Google Inc. Vice President of Engineering Vic Gundotra addressed the elephant in the room at the Internet giant's annual software developers conference Tuesday morning in San Francisco with an image: the green Android robot devouring an apple, as in Google's chief rival in the smartphone market.
Gundotra got an appreciative roar from the 5,000 software developers in the audience who make their living from building applications for Android devices.
Gundotra had some fun at last year's Google I/O conference at Apple Inc.'s expense, but he insisted it was all in good fun.
"We try not to take ourselves too seriously," Gundotra said.
But the competition is deadly serious.
Google on Tuesday unveiled services that let users rent movies and listen to music streamed to their Android devices, escalating competition with Apple, which has been a leader in both areas with its popular digital media players and iTunes software.
Of greatest interest was the music service, which lets users upload up to 20,000 songs to computers and mobile devices. It is similar to a service recently launched by Amazon.com Inc.
Users will not be able to buy new songs through the Google service. It did not launch an online storeamid difficulties with securing licenses from two out of the four major recording labels. The Google music service initially will only be available in the U.S. by invitation. It will be free while it's in beta, meaning while it's being tested. Google did not say if it planned to charge for the service once testing is complete. Apple is negotiating licenses to beef up its own online music service.
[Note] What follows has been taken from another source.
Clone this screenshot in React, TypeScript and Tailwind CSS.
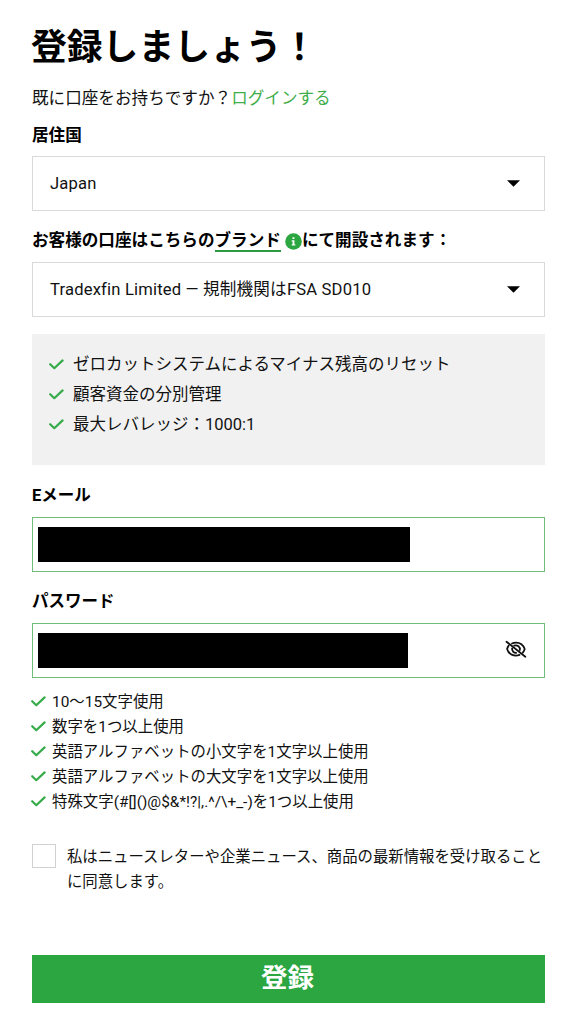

Google also said Tuesday that it is planning a new version of Android mobile software called "Ice Cream Sandwich," which it expects to release in the fourth quarter. The upgrade is designed to accelerate Android's already torrid growth. Google said 100 million devices have the Android operating system and 400,000 new devices are activated each day.
The statistics of greatest interest to this gathering of software developers: Google said it has 200,000 applications available in its Android market that have been downloaded 4.5 billion times. Apple said in January that its apps store has more than 350,000 applications that have been downloaded more than 10 billion times.
"It's great to be in a battle for the hearts and minds of developers," Gundotra said. He said the battle inspires both companies to work even harder.
"At the end, consumers benefit," he said.